### Requirements
From the very first line of the data to the line containing "type Point = [number, number];", retype everything exactly, leaving the pictures behind.

### Data segment

__________

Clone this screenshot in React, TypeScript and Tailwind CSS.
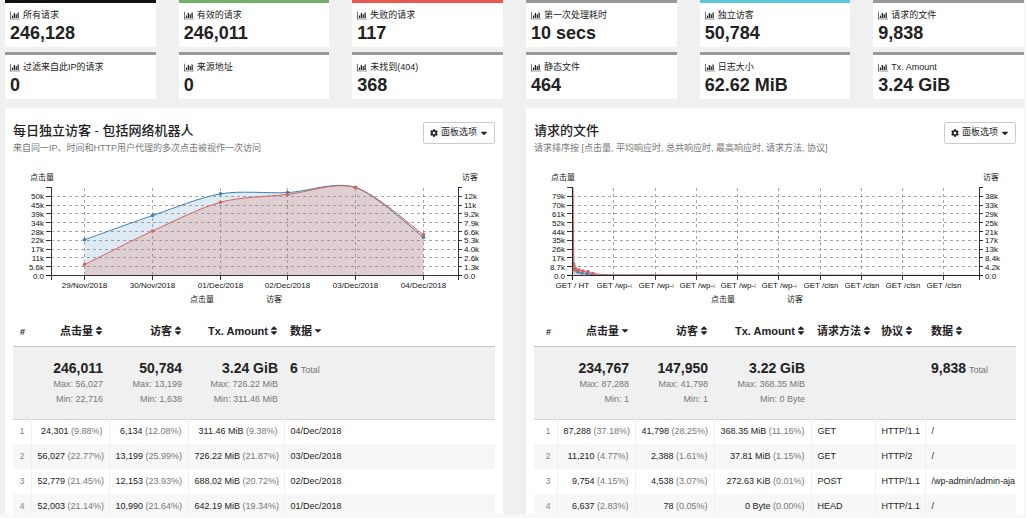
import React from 'react';
import { FaCaretDown, FaCog, FaSort } from 'react-icons/fa';

interface Stat {
  label: string;
  value: string;
  accent: string;
}

const stats: Stat[] = [
  { label: '所有请求',           value: '246,128',   accent: 'border-[#111111]' },
  { label: '有效的请求',         value: '246,011',   accent: 'border-[#73ae68]' },
  { label: '失败的请求',         value: '117',       accent: 'border-[#e9574f]' },
  { label: '第一次处理耗时',     value: '10 secs',   accent: 'border-[#999999]' },
  { label: '独立访客',           value: '50,784',    accent: 'border-[#5bc6d8]' },
  { label: '请求的文件',         value: '9,838',     accent: 'border-[#999999]' },
  { label: '过滤来自此IP的请求', value: '0',         accent: 'border-[#999999]' },
  { label: '来源地址',           value: '0',         accent: 'border-[#999999]' },
  { label: '未找到(404)',        value: '368',       accent: 'border-[#999999]' },
  { label: '静态文件',           value: '464',       accent: 'border-[#999999]' },
  { label: '日志大小',           value: '62.62 MiB', accent: 'border-[#999999]' },
  { label: 'Tx. Amount',         value: '3.24 GiB',  accent: 'border-[#999999]' },
];

const BarChartIcon = () => (
  <svg viewBox="0 0 2048 1792" className="w-[10px] h-[9px] shrink-0" fill="currentColor" aria-hidden="true">
    <path d="M640 896v512h-256v-512h256zM1024 384v1024h-256v-1024h256zM2048 1536v128h-2048v-1536h128v1408h1920zM1408 640v768h-256v-768h256zM1792 256v1152h-256v-1152h256z" />
  </svg>
);

const StatCard: React.FC<Stat> = ({ label, value, accent }) => (
  <div className={`bg-white border-t-3 px-[5px] pt-[6px] pb-1 ${accent}`}>
    <div className="flex items-center gap-[3px] text-[9px] leading-[12px] whitespace-nowrap">
      <BarChartIcon />
      {label}
    </div>
    <div className="mt-[2px] text-[18px] leading-[20px] font-bold whitespace-nowrap">{value}</div>
  </div>
);

// Plot area, in the chart's own units
const LEFT = 38;
const RIGHT = 445;
const TOP = 17.5;
const BASE = 105.5;
const STEP = (BASE - TOP) / 10;

type Point = [number, number];

const spline = (pts: Point[]) => {
  const k = 0.15;
  let d = `M${pts[0][0]},${pts[0][1]}`;
  for (let i = 0; i < pts.length - 1; i++) {
    const before = pts[Math.max(i - 1, 0)];
    const a = pts[i];
    const b = pts[i + 1];
    const after = pts[Math.min(i + 2, pts.length - 1)];
    d += `C${a[0] + k * (b[0] - before[0])},${a[1] + k * (b[1] - before[1])}`;
    d += ` ${b[0] - k * (after[0] - a[0])},${b[1] - k * (after[1] - a[1])} ${b[0]},${b[1]}`;
  }
  return d;
};

interface ChartProps {
  title: string;
  leftTicks: string[];
  rightTicks: string[];
  xTicks: { x: number; label: string }[];
  hits: Point[];
  visitors: Point[];
  // First and last point that carry a dot
  dots: [number, number];
}

const Chart: React.FC<ChartProps> = ({ title, leftTicks, rightTicks, xTicks, hits, visitors, dots }) => {
  const series = [
    { points: hits,     stroke: '#447fae', fill: '#5b9bc9', opacity: 0.2 },
    { points: visitors, stroke: '#d2655f', fill: '#e08a86', opacity: 0.3 },
  ];

  return (
    <svg viewBox="0 0 482 136" className="mt-4 block w-full text-[8px]" role="img" aria-label={title}>
      {series.map(({ points, fill, opacity }) => (
        <path
          key={fill}
          d={`${spline(points)}L${points[points.length - 1][0]},${BASE}L${points[0][0]},${BASE}Z`}
          fill={fill}
          fillOpacity={opacity}
        />
      ))}

      <g stroke="#888888" strokeOpacity="0.75" strokeDasharray="3 3" shapeRendering="crispEdges">
        {leftTicks.slice(1).map((t, i) => (
          <line key={t} x1={LEFT} x2={RIGHT} y1={BASE - STEP * (i + 1)} y2={BASE - STEP * (i + 1)} />
        ))}
        {xTicks.map(({ x }) => (
          <line key={x} x1={x} x2={x} y1={TOP} y2={BASE} />
        ))}
      </g>

      {series.map(({ points, stroke }) => (
        <g key={stroke}>
          <path d={spline(points)} fill="none" stroke={stroke} />
          {points.slice(dots[0], dots[1] + 1).map(([x, y]) => (
            <circle key={x} cx={x} cy={y} r="1.8" fill={stroke} />
          ))}
        </g>
      ))}

      <g fill="none" stroke="#111111" strokeOpacity="0.85" shapeRendering="crispEdges">
        <path d={`M${LEFT - 5},${TOP}H${LEFT + 0.5}V${BASE + 4}`} />
        <path d={`M${RIGHT + 4},${TOP}H${RIGHT + 0.5}V${BASE + 4}`} />
        <path d={`M${LEFT - 5},${BASE}H${RIGHT + 4}`} />
        {leftTicks.map((t, i) => (
          <path key={t} d={`M${LEFT - 5},${BASE - STEP * i}h5M${RIGHT},${BASE - STEP * i}h4`} />
        ))}
        {xTicks.map(({ x }) => (
          <path key={x} d={`M${x},${BASE}v4`} />
        ))}
      </g>

      <g fill="#111111">
        {leftTicks.map((t, i) => (
          <text key={t} x={LEFT - 7} y={BASE - STEP * i + 3} textAnchor="end">{t}</text>
        ))}
        {rightTicks.map((t, i) => (
          <text key={t} x={RIGHT + 6} y={BASE - STEP * i + 3}>{t}</text>
        ))}
        {xTicks.map(({ x, label }) =>
          label.startsWith('GET') ? (
            <svg key={x} x={x - 17} y="108" width="35" height="14">
              <text x="0" y="10">{label}</text>
            </svg>
          ) : (
            <text key={x} x={x} y="118" textAnchor="middle">{label}</text>
          ),
        )}
        <text x="17" y="10">点击量</text>
        <text x="449" y="10">访客</text>
        <text x="177" y="132">点击量</text>
        <text x="253" y="132">访客</text>
      </g>
    </svg>
  );
};

interface Column {
  label: string;
  width: string;
  numeric?: boolean;
  sorted?: boolean;
  total?: string;
  note?: string;
  max?: string;
  min?: string;
}

interface PanelProps extends ChartProps {
  subtitle: string;
  columns: Column[];
  // A cell is [text] or [text, share]
  rows: string[][][];
}

const Panel: React.FC<PanelProps> = ({ subtitle, columns, rows, ...chart }) => (
  <section className="min-w-0 bg-white px-2 pt-[14px]">
    <header className="flex items-start justify-between">
      <div className="min-w-0">
        <h2 className="text-[13px] leading-[18px] font-medium whitespace-nowrap">{chart.title}</h2>
        <p className="mt-[2px] text-[9px] leading-[12px] text-[#777777] whitespace-nowrap">{subtitle}</p>
      </div>
      <button
        type="button"
        className="flex h-[22px] shrink-0 items-center gap-[3px] rounded-xs border border-[#cccccc] bg-white px-[6px] text-[9px]"
      >
        <FaCog className="w-2 h-2" />
        面板选项
        <FaCaretDown className="w-2 h-[10px]" />
      </button>
    </header>

    <Chart {...chart} />

    <table className="mt-[10px] w-full table-fixed text-[9px]">
      <thead>
        <tr className="h-[30px] border-b border-[#c4c4c4] text-[11px]">
          {columns.map(({ label, width, numeric, sorted }) => (
            <th key={label} scope="col" className={`px-[6px] py-0 font-bold ${width} ${numeric ? 'text-right' : 'text-left'}`}>
              {label === '#' ? (
                <span className="text-[9px]">#</span>
              ) : (
                <button type="button" className="inline-flex items-center gap-[2px] whitespace-nowrap">
                  {label}
                  {sorted ? <FaCaretDown className="w-2 h-[11px]" /> : <FaSort className="w-2 h-[11px]" />}
                </button>
              )}
            </th>
          ))}
        </tr>
      </thead>
      <tbody>
        <tr className="border-b border-[#d4d4d4] bg-[#f0f0f0] text-[#777777]">
          {columns.map(({ label, numeric, total, note, max, min }) => (
            <td
              key={label}
              className={`px-[6px] py-[12px] align-top leading-[15px] whitespace-nowrap ${numeric ? 'text-right' : 'text-left'}`}
            >
              {total && (
                <div className={`flex h-[18px] items-baseline gap-[3px] ${numeric ? 'justify-end' : 'justify-start'}`}>
                  <b className="text-[14px] leading-[18px] text-[#222222]">{total}</b>
                  {note && <span>{note}</span>}
                </div>
              )}
              {max && <div>Max: {max}</div>}
              {min && <div>Min: {min}</div>}
            </td>
          ))}
        </tr>
        {rows.map((row, i) => (
          <tr key={i} className="h-[25px] even:bg-white odd:bg-[#f7f7f7]">
            <td className="border-r border-[#f0f0f0] px-[6px] py-0 text-right text-[#888888]">{i + 1}</td>
            {row.map(([text, share], c) => (
              <td
                key={c}
                className={`overflow-hidden border-r border-[#f0f0f0] py-0 pl-[6px] whitespace-nowrap last:border-r-0 ${share ? 'pr-[6px] text-right' : 'text-left'}`}
              >
                {text}
                {share && <span className="text-[#777777]"> ({share})</span>}
              </td>
            ))}
          </tr>
        ))}
      </tbody>
    </table>
  </section>
);

const days = [
  { date: '29/Nov/2018', hits: 22716, visitors: 1638 },
  { date: '30/Nov/2018', hits: 38185, visitors: 6670 },
  { date: '01/Dec/2018', hits: 52003, visitors: 10990 },
  { date: '02/Dec/2018', hits: 52779, visitors: 12153 },
  { date: '03/Dec/2018', hits: 56027, visitors: 13199 },
  { date: '04/Dec/2018', hits: 24301, visitors: 6134 },
];

const dayX = (i: number) => 71.5 + Math.round(67.8 * i);
const scale = (value: number, max: number) => BASE - (value / max) * (BASE - TOP);

const visitorsPanel: PanelProps = {
  title: '每日独立访客 - 包括网络机器人',
  subtitle: '来自同一IP、时间和HTTP用户代理的多次点击被视作一次访问',
  leftTicks: ['0.0', '5.6k', '11k', '17k', '22k', '28k', '34k', '39k', '45k', '50k'],
  rightTicks: ['0.0', '1.3k', '2.6k', '4.0k', '5.3k', '6.6k', '7.9k', '9.2k', '11k', '12k'],
  xTicks: days.map(({ date }, i) => ({ x: dayX(i), label: date })),
  hits: days.map(({ hits }, i): Point => [dayX(i), scale(hits, 56027)]),
  visitors: days.map(({ visitors }, i): Point => [dayX(i), scale(visitors, 13199)]),
  dots: [0, 5],
  columns: [
    { label: '#', width: 'w-[18px]', numeric: true },
    { label: '点击量', width: 'w-[78px]', numeric: true, total: '246,011', max: '56,027', min: '22,716' },
    { label: '访客', width: 'w-[79px]', numeric: true, total: '50,784', max: '13,199', min: '1,638' },
    { label: 'Tx. Amount', width: 'w-[96px]', numeric: true, total: '3.24 GiB', max: '726.22 MiB', min: '311.46 MiB' },
    { label: '数据', width: 'w-auto', sorted: true, total: '6', note: 'Total' },
  ],
  rows: [
    [['24,301', '9.88%'],  ['6,134', '12.08%'],  ['311.46 MiB', '9.38%'],  ['04/Dec/2018']],
    [['56,027', '22.77%'], ['13,199', '25.99%'], ['726.22 MiB', '21.87%'], ['03/Dec/2018']],
    [['52,779', '21.45%'], ['12,153', '23.93%'], ['688.02 MiB', '20.72%'], ['02/Dec/2018']],
    [['52,003', '21.14%'], ['10,990', '21.64%'], ['642.19 MiB', '19.34%'], ['01/Dec/2018']],
  ],
};

const requestLabels = [
  'GET / HT', 'GET /wp-c', 'GET /wp-c', 'GET /wp-c', 'GET /wp-c',
  'GET /wp-c', 'GET /clsn', 'GET /clsn', 'GET /clsn', 'GET /clsn',
];

const requestsPanel: PanelProps = {
  title: '请求的文件',
  subtitle: '请求排序按 [点击量, 平均响应时, 总共响应时, 最高响应时, 请求方法, 协议]',
  leftTicks: ['0.0', '8.7k', '17k', '26k', '35k', '44k', '52k', '61k', '70k', '79k'],
  rightTicks: ['0.0', '4.2k', '8.4k', '13k', '17k', '21k', '25k', '29k', '33k', '38k'],
  xTicks: requestLabels.map((label, i) => ({ x: 38.5 + Math.round(41.25 * i), label })),
  hits: [[38.5, 17.5], [39.5, 94], [41, 99], [44, 102], [48, 103], [53, 103.5], [58, 104.5], [72, 105], [100, 105], [442, 105.5]],
  visitors: [[39, 17.5], [40, 96], [42, 99], [45, 100], [49, 101], [54, 101.5], [59, 103.5], [70, 104.5], [98, 105], [442, 105.5]],
  dots: [1, 6],
  columns: [
    { label: '#', width: 'w-[23px]', numeric: true },
    { label: '点击量', width: 'w-[78px]', numeric: true, sorted: true, total: '234,767', max: '87,288', min: '1' },
    { label: '访客', width: 'w-[79px]', numeric: true, total: '147,950', max: '41,798', min: '1' },
    { label: 'Tx. Amount', width: 'w-[97px]', numeric: true, total: '3.22 GiB', max: '368.35 MiB', min: '0 Byte' },
    { label: '请求方法', width: 'w-[64px]' },
    { label: '协议', width: 'w-[50px]' },
    { label: '数据', width: 'w-auto', total: '9,838', note: 'Total' },
  ],
  rows: [
    [['87,288', '37.18%'], ['41,798', '28.25%'], ['368.35 MiB', '11.16%'], ['GET'],  ['HTTP/1.1'], ['/']],
    [['11,210', '4.77%'],  ['2,388', '1.61%'],   ['37.81 MiB', '1.15%'],   ['GET'],  ['HTTP/2'],   ['/']],
    [['9,754', '4.15%'],   ['4,538', '3.07%'],   ['272.63 KiB', '0.01%'],  ['POST'], ['HTTP/1.1'], ['/wp-admin/admin-aja']],
    [['6,637', '2.83%'],   ['78', '0.05%'],      ['0 Byte', '0.00%'],      ['HEAD'], ['HTTP/1.1'], ['/']],
  ],
};

export default function App() {
  return (
    <main className="flex h-screen flex-col overflow-hidden border-r-2 border-b-4 border-[#f8f8f8] bg-[#f0f0f0] pl-[5px] font-['Liberation_Sans','Noto_Sans_CJK_SC',sans-serif] text-[#222222]">
      <div className="grid shrink-0 grid-cols-6 gap-x-[23px] gap-y-[5px]">
        {stats.map((stat) => (
          <StatCard key={stat.label} {...stat} />
        ))}
      </div>
      <div className="mt-[9px] grid min-h-0 flex-1 grid-cols-2 gap-[23px]">
        <Panel {...visitorsPanel} />
        <Panel {...requestsPanel} />
      </div>
    </main>
  );
}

__________

### Solution
Clone this screenshot in React, TypeScript and Tailwind CSS.
import React from 'react';
import { FaCaretDown, FaCog, FaSort } from 'react-icons/fa';

interface Stat {
  label: string;
  value: string;
  accent: string;
}

const stats: Stat[] = [
  { label: '所有请求',           value: '246,128',   accent: 'border-[#111111]' },
  { label: '有效的请求',         value: '246,011',   accent: 'border-[#73ae68]' },
  { label: '失败的请求',         value: '117',       accent: 'border-[#e9574f]' },
  { label: '第一次处理耗时',     value: '10 secs',   accent: 'border-[#999999]' },
  { label: '独立访客',           value: '50,784',    accent: 'border-[#5bc6d8]' },
  { label: '请求的文件',         value: '9,838',     accent: 'border-[#999999]' },
  { label: '过滤来自此IP的请求', value: '0',         accent: 'border-[#999999]' },
  { label: '来源地址',           value: '0',         accent: 'border-[#999999]' },
  { label: '未找到(404)',        value: '368',       accent: 'border-[#999999]' },
  { label: '静态文件',           value: '464',       accent: 'border-[#999999]' },
  { label: '日志大小',           value: '62.62 MiB', accent: 'border-[#999999]' },
  { label: 'Tx. Amount',         value: '3.24 GiB',  accent: 'border-[#999999]' },
];

const BarChartIcon = () => (
  <svg viewBox="0 0 2048 1792" className="w-[10px] h-[9px] shrink-0" fill="currentColor" aria-hidden="true">
    <path d="M640 896v512h-256v-512h256zM1024 384v1024h-256v-1024h256zM2048 1536v128h-2048v-1536h128v1408h1920zM1408 640v768h-256v-768h256zM1792 256v1152h-256v-1152h256z" />
  </svg>
);

const StatCard: React.FC<Stat> = ({ label, value, accent }) => (
  <div className={`bg-white border-t-3 px-[5px] pt-[6px] pb-1 ${accent}`}>
    <div className="flex items-center gap-[3px] text-[9px] leading-[12px] whitespace-nowrap">
      <BarChartIcon />
      {label}
    </div>
    <div className="mt-[2px] text-[18px] leading-[20px] font-bold whitespace-nowrap">{value}</div>
  </div>
);

// Plot area, in the chart's own units
const LEFT = 38;
const RIGHT = 445;
const TOP = 17.5;
const BASE = 105.5;
const STEP = (BASE - TOP) / 10;

type Point = [number, number];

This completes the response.